Safety: The Non-Negotiable Factor

The most critical point to emphasize is safety. Omitting a physical limit switch removes a vital layer of safety redundancy. In systems where personnel could be exposed to moving parts, relying only on software limits and encoder feedback is generally insufficient for personnel safeguarding. Physical safety devices like light curtains, safety mats, interlocked guards, or certified hardwired safety relays monitoring the primary safety functions are mandatory. The “no limit switch” design primarily addresses operational control and precision, not the fundamental safety of personnel. Safety circuits must remain independent and robust.

Conclusion

The concept of “no limit switch” is not about recklessness; it’s about optimizing control strategies for specific, demanding applications where traditional methods introduce constraints. Driven by needs for uninterrupted motion, ultimate precision, or harsh environment survival, it represents a sophisticated engineering solution. However, this approach carries significant responsibility.
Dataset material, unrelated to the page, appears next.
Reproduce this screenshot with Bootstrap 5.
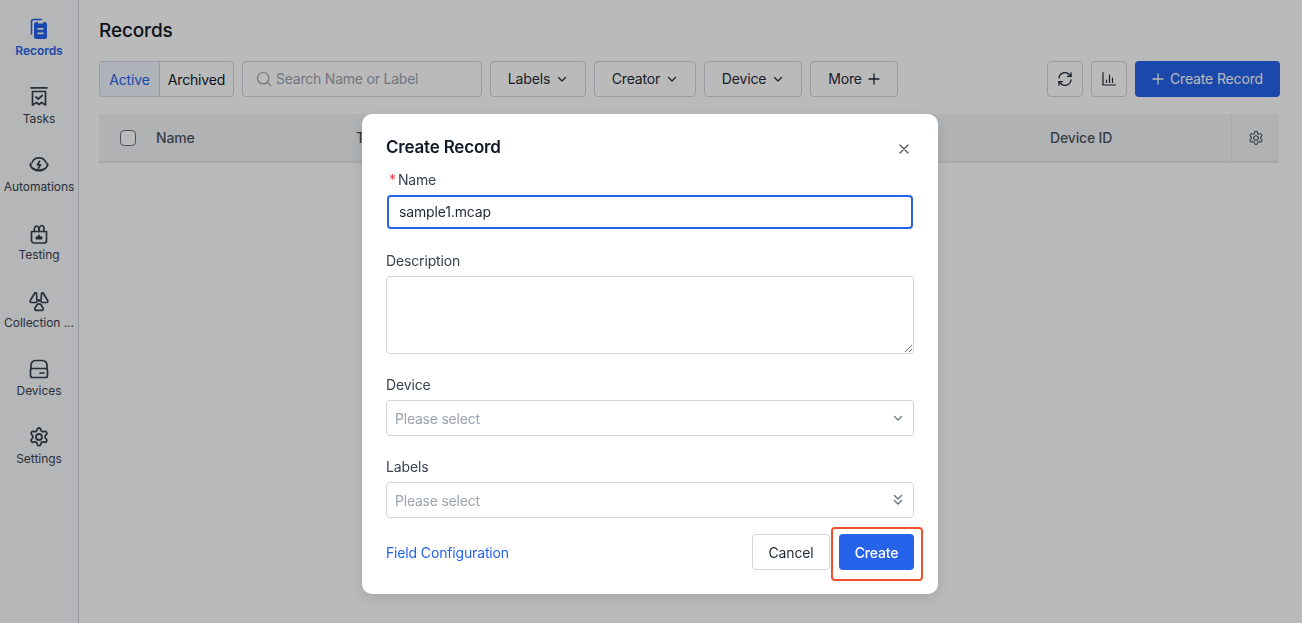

It demands exceptionally reliable closed-loop feedback, robust safety-rated controllers and drives, comprehensive failure mode analysis, meticulous risk assessment, and unwavering adherence to functional safety standards. When implemented correctly, it pushes the boundaries of machine performance. When implemented poorly or without justification, it invites failure and hazard. Understanding why and how limit switches might be intentionally omitted is crucial for engineers navigating the complexities of advanced automation.